**Objective**
Copy each line exactly. Drop every picture.

**Information shown**
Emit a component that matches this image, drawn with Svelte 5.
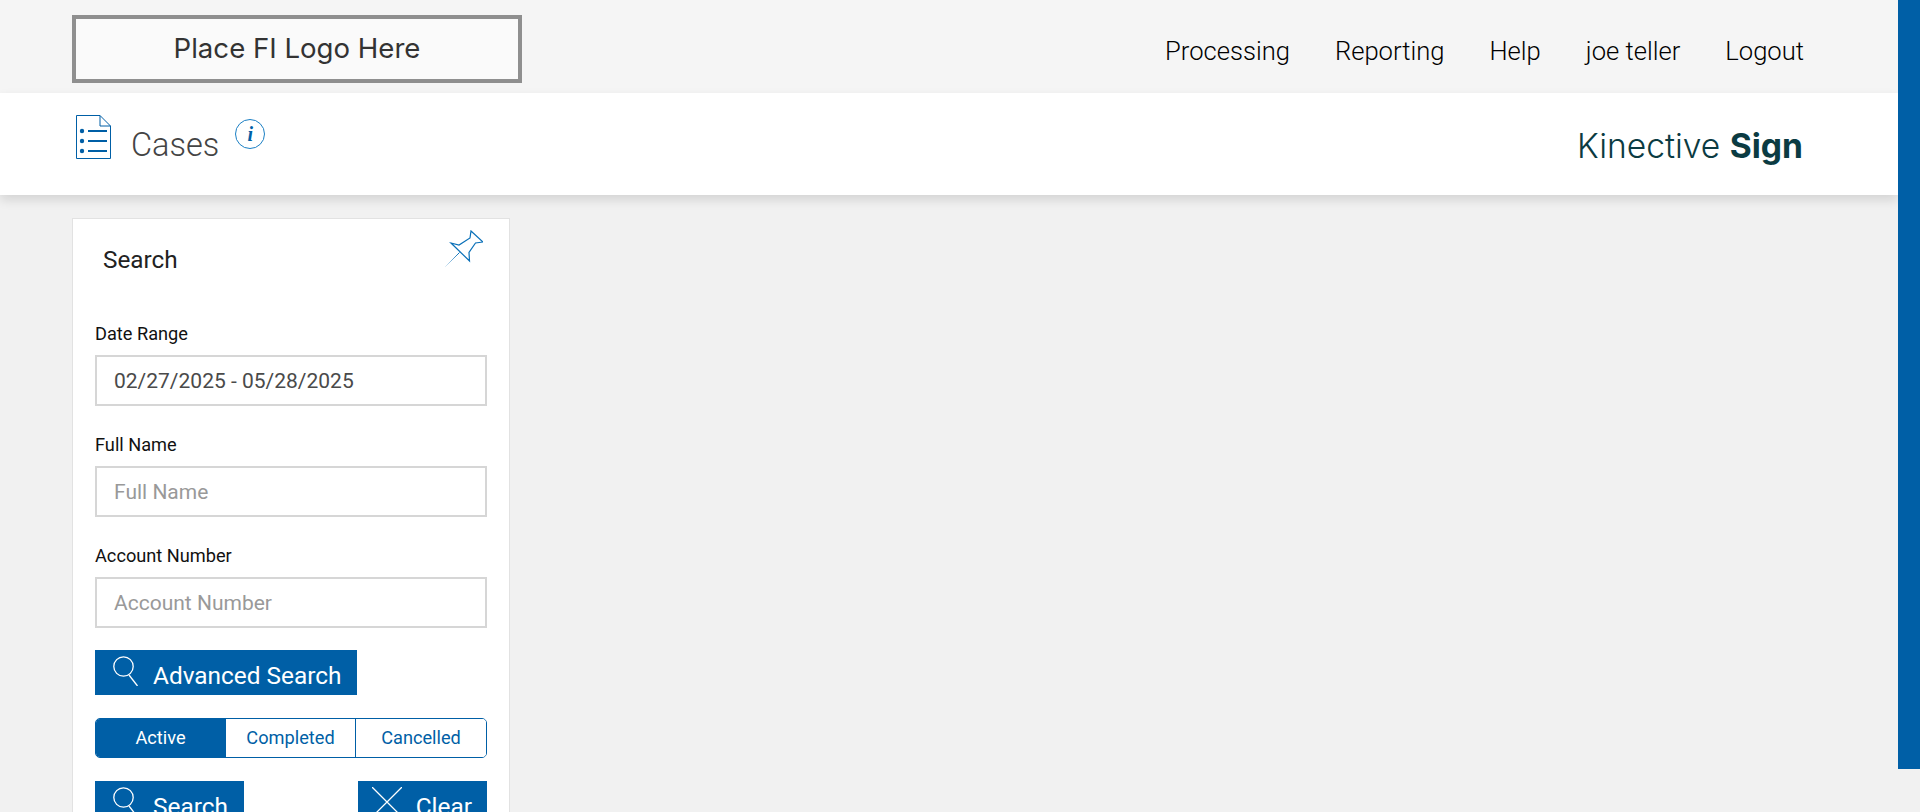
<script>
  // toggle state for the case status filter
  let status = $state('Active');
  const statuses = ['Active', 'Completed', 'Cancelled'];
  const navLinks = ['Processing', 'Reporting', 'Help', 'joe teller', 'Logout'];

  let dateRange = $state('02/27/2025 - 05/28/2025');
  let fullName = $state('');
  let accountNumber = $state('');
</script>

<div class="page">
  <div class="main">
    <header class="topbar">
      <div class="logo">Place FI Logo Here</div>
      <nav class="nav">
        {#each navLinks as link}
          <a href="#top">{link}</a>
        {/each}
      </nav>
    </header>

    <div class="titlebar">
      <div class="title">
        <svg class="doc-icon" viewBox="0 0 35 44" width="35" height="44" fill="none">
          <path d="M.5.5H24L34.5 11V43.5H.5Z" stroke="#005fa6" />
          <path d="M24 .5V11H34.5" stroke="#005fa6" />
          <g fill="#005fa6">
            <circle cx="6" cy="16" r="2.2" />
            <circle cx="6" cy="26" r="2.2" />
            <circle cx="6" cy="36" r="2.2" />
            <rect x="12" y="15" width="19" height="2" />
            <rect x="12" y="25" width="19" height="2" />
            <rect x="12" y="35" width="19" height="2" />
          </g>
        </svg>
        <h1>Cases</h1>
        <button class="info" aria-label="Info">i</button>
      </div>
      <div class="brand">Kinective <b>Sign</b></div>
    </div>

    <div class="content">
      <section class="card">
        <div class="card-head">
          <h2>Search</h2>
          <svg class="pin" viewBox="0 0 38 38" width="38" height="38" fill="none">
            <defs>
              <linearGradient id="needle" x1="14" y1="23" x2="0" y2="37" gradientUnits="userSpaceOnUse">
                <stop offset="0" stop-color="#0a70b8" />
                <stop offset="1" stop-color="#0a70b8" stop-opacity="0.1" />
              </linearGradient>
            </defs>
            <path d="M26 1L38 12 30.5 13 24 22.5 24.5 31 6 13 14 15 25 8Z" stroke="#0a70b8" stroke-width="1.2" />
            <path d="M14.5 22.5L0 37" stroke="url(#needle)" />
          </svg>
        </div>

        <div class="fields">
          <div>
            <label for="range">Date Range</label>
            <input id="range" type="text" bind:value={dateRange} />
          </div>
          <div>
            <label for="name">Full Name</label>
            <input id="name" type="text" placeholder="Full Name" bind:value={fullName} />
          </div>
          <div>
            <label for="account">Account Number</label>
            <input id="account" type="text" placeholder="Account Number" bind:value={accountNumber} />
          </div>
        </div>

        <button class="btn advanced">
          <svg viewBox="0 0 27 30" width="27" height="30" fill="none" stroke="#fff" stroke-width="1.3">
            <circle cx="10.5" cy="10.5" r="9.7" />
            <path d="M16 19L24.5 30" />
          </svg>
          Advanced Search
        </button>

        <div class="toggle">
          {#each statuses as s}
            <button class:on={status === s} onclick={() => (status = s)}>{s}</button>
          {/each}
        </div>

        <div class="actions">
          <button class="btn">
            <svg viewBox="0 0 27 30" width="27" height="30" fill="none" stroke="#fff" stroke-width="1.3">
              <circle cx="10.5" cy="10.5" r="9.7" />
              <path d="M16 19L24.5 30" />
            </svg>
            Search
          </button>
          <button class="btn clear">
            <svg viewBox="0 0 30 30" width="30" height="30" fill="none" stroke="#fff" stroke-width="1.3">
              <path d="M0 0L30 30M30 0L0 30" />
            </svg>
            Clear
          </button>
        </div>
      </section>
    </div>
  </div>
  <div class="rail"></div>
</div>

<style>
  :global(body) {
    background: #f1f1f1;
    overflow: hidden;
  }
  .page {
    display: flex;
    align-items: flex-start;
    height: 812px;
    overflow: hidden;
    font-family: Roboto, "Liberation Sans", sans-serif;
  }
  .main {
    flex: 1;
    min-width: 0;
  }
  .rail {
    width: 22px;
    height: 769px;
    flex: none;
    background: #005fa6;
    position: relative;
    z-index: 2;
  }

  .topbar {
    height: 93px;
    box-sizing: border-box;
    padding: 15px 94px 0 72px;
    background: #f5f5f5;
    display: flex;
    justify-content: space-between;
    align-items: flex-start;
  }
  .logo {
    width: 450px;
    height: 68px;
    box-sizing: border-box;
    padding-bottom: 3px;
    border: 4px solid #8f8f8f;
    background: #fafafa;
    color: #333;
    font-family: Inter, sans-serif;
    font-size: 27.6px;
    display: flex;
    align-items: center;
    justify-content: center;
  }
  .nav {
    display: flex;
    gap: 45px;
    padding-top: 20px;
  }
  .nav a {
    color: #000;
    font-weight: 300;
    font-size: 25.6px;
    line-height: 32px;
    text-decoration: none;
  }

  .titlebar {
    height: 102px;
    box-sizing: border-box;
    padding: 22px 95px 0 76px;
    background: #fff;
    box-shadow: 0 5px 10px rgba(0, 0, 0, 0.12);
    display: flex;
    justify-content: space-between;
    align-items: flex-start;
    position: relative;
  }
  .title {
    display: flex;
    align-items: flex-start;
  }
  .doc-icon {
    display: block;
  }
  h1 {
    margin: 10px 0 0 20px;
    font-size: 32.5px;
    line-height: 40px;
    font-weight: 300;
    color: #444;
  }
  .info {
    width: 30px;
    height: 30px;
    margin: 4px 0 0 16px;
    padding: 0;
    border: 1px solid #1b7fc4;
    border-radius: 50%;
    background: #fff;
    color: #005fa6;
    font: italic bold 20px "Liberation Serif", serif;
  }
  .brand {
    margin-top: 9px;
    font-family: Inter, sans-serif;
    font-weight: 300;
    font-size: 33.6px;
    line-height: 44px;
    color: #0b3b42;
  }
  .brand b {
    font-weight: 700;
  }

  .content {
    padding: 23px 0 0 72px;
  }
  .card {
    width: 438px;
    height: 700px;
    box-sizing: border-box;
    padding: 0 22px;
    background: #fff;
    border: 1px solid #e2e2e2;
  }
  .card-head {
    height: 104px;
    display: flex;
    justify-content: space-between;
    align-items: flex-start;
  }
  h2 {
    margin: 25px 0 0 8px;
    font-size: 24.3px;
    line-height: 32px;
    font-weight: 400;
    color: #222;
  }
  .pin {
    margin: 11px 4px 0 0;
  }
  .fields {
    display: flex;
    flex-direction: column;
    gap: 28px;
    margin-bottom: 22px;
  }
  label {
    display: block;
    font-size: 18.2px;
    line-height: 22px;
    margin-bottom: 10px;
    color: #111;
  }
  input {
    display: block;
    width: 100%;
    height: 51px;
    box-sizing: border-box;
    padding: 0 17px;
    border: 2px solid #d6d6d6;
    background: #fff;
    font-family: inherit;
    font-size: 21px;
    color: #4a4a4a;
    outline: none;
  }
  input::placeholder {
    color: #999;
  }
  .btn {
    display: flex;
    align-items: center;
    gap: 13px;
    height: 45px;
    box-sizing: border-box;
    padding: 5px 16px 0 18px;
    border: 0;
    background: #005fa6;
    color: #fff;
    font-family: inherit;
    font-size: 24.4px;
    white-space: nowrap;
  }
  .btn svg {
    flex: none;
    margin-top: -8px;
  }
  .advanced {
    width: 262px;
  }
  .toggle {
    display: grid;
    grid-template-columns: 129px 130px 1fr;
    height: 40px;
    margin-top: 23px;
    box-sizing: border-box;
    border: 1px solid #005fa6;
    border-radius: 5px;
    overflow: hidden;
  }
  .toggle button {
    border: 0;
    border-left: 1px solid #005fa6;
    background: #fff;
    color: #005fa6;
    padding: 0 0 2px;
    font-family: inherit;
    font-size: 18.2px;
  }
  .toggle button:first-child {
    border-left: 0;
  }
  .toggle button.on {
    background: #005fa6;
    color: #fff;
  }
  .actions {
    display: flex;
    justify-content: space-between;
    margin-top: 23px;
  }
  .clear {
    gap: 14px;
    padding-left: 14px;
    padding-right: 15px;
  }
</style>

**Solution below**
Emit a component that matches this image, drawn with Svelte 5.
<script>
  // toggle state for the case status filter
  let status = $state('Active');
  const statuses = ['Active', 'Completed', 'Cancelled'];
  const navLinks = ['Processing', 'Reporting', 'Help', 'joe teller', 'Logout'];

  let dateRange = $state('02/27/2025 - 05/28/2025');
  let fullName = $state('');
  let accountNumber = $state('');
</script>

<div class="page">
  <div class="main">
    <header class="topbar">
      <div class="logo">Place FI Logo Here</div>
      <nav class="nav">
        {#each navLinks as link}
          <a href="#top">{link}</a>
        {/each}
      </nav>
    </header>

    <div class="titlebar">
      <div class="title">
        <svg class="doc-icon" viewBox="0 0 35 44" width="35" height="44" fill="none">
          <path d="M.5.5H24L34.5 11V43.5H.5Z" stroke="#005fa6" />
          <path d="M24 .5V11H34.5" stroke="#005fa6" />
          <g fill="#005fa6">
            <circle cx="6" cy="16" r="2.2" />
            <circle cx="6" cy="26" r="2.2" />
            <circle cx="6" cy="36" r="2.2" />
            <rect x="12" y="15" width="19" height="2" />
            <rect x="12" y="25" width="19" height="2" />
            <rect x="12" y="35" width="19" height="2" />
          </g>
        </svg>
        <h1>Cases</h1>
        <button class="info" aria-label="Info">i</button>
      </div>
      <div class="brand">Kinective <b>Sign</b></div>
    </div>

    <div class="content">
      <section class="card">
        <div class="card-head">
          <h2>Search</h2>
          <svg class="pin" viewBox="0 0 38 38" width="38" height="38" fill="none">
            <defs>
              <linearGradient id="needle" x1="14" y1="23" x2="0" y2="37" gradientUnits="userSpaceOnUse">
                <stop offset="0" stop-color="#0a70b8" />
                <stop offset="1" stop-color="#0a70b8" stop-opacity="0.1" />
              </linearGradient>
            </defs>
            <path d="M26 1L38 12 30.5 13 24 22.5 24.5 31 6 13 14 15 25 8Z" stroke="#0a70b8" stroke-width="1.2" />
            <path d="M14.5 22.5L0 37" stroke="url(#needle)" />
          </svg>
        </div>

        <div class="fields">
          <div>
            <label for="range">Date Range</label>
            <input id="range" type="text" bind:value={dateRange} />
          </div>
          <div>
            <label for="name">Full Name</label>
            <input id="name" type="text" placeholder="Full Name" bind:value={fullName} />
          </div>
          <div>
            <label for="account">Account Number</label>
            <input id="account" type="text" placeholder="Account Number" bind:value={accountNumber} />
          </div>
        </div>

        <button class="btn advanced">
          <svg viewBox="0 0 27 30" width="27" height="30" fill="none" stroke="#fff" stroke-width="1.3">
            <circle cx="10.5" cy="10.5" r="9.7" />
            <path d="M16 19L24.5 30" />
          </svg>
          Advanced Search
        </button>

        <div class="toggle">
          {#each statuses as s}
            <button class:on={status === s} onclick={() => (status = s)}>{s}</button>
          {/each}
        </div>

        <div class="actions">
          <button class="btn">
            <svg viewBox="0 0 27 30" width="27" height="30" fill="none" stroke="#fff" stroke-width="1.3">
              <circle cx="10.5" cy="10.5" r="9.7" />
              <path d="M16 19L24.5 30" />
            </svg>
            Search
          </button>
          <button class="btn clear">
            <svg viewBox="0 0 30 30" width="30" height="30" fill="none" stroke="#fff" stroke-width="1.3">
              <path d="M0 0L30 30M30 0L0 30" />
            </svg>
            Clear
          </button>
        </div>
      </section>
    </div>
  </div>
  <div class="rail"></div>
</div>

<style>
  :global(body) {
    background: #f1f1f1;
    overflow: hidden;
  }
  .page {
    display: flex;
    align-items: flex-start;
    height: 812px;
    overflow: hidden;
    font-family: Roboto, "Liberation Sans", sans-serif;
  }
  .main {
    flex: 1;
    min-width: 0;
  }
  .rail {
    width: 22px;
    height: 769px;
    flex: none;
    background: #005fa6;
    position: relative;
    z-index: 2;
  }

  .topbar {
    height: 93px;
    box-sizing: border-box;
    padding: 15px 94px 0 72px;
    background: #f5f5f5;
    display: flex;
    justify-content: space-between;
    align-items: flex-start;
  }
  .logo {
    width: 450px;
    height: 68px;
    box-sizing: border-box;
    padding-bottom: 3px;
    border: 4px solid #8f8f8f;
    background: #fafafa;
    color: #333;
    font-family: Inter, sans-serif;
    font-size: 27.6px;
    display: flex;
    align-items: center;
    justify-content: center;
  }
  .nav {
    display: flex;
    gap: 45px;
    padding-top: 20px;
  }
  .nav a {
    color: #000;
    font-weight: 300;
    font-size: 25.6px;
    line-height: 32px;
    text-decoration: none;
  }

  .titlebar {
    height: 102px;
    box-sizing: border-box;
    padding: 22px 95px 0 76px;
    background: #fff;
    box-shadow: 0 5px 10px rgba(0, 0, 0, 0.12);
    display: flex;
    justify-content: space-between;
    align-items: flex-start;
    position: relative;
  }
  .title {
    display: flex;
    align-items: flex-start;
  }
  .doc-icon {
    display: block;
  }
  h1 {
    margin: 10px 0 0 20px;
    font-size: 32.5px;
    line-height: 40px;
    font-weight: 300;
    color: #444;
  }
  .info {
    width: 30px;
    height: 30px;
    margin: 4px 0 0 16px;
    padding: 0;
    border: 1px solid #1b7fc4;
    border-radius: 50%;
    background: #fff;
    color: #005fa6;
    font: italic bold 20px "Liberation Serif", serif;
  }
  .brand {
    margin-top: 9px;
    font-family: Inter, sans-serif;
    font-weight: 300;
    font-size: 33.6px;
    line-height: 44px;
    color: #0b3b42;
  }
  .brand b {
    font-weight: 700;
  }

  .content {
    padding: 23px 0 0 72px;
  }
  .card {
    width: 438px;
    height: 700px;
    box-sizing: border-box;
    padding: 0 22px;
    background: #fff;
    border: 1px solid #e2e2e2;
  }
  .card-head {
    height: 104px;
    display: flex;
    justify-content: space-between;
    align-items: flex-start;
  }
  h2 {
    margin: 25px 0 0 8px;
    font-size: 24.3px;
    line-height: 32px;
    font-weight: 400;
    color: #222;
  }
  .pin {
    margin: 11px 4px 0 0;
  }
  .fields {
    display: flex;
    flex-direction: column;
    gap: 28px;
    margin-bottom: 22px;
  }
  label {
    display: block;
    font-size: 18.2px;
    line-height: 22px;
    margin-bottom: 10px;
    color: #111;
  }
  input {
    display: block;
    width: 100%;
    height: 51px;
    box-sizing: border-box;
    padding: 0 17px;
    border: 2px solid #d6d6d6;
    background: #fff;
    font-family: inherit;
    font-size: 21px;
    color: #4a4a4a;
    outline: none;
  }
  input::placeholder {
    color: #999;
  }
  .btn {
    display: flex;
    align-items: center;
    gap: 13px;
    height: 45px;
    box-sizing: border-box;
    padding: 5px 16px 0 18px;
    border: 0;
    background: #005fa6;
    color: #fff;
    font-family: inherit;
    font-size: 24.4px;
    white-space: nowrap;
  }
  .btn svg {
    flex: none;
    margin-top: -8px;
  }
  .advanced {
    width: 262px;
  }
  .toggle {
    display: grid;
    grid-template-columns: 129px 130px 1fr;
    height: 40px;
    margin-top: 23px;
    box-sizing: border-box;
    border: 1px solid #005fa6;
    border-radius: 5px;
    overflow: hidden;
  }
  .toggle button {
    border: 0;
    border-left: 1px solid #005fa6;
    background: #fff;
    color: #005fa6;
    padding: 0 0 2px;
    font-family: inherit;
    font-size: 18.2px;
  }
  .toggle button:first-child {
    border-left: 0;
  }
  .toggle button.on {
    background: #005fa6;
    color: #fff;
  }
  .actions {
    display: flex;
    justify-content: space-between;
    margin-top: 23px;
  }
  .clear {
    gap: 14px;
    padding-left: 14px;
    padding-right: 15px;
  }
</style>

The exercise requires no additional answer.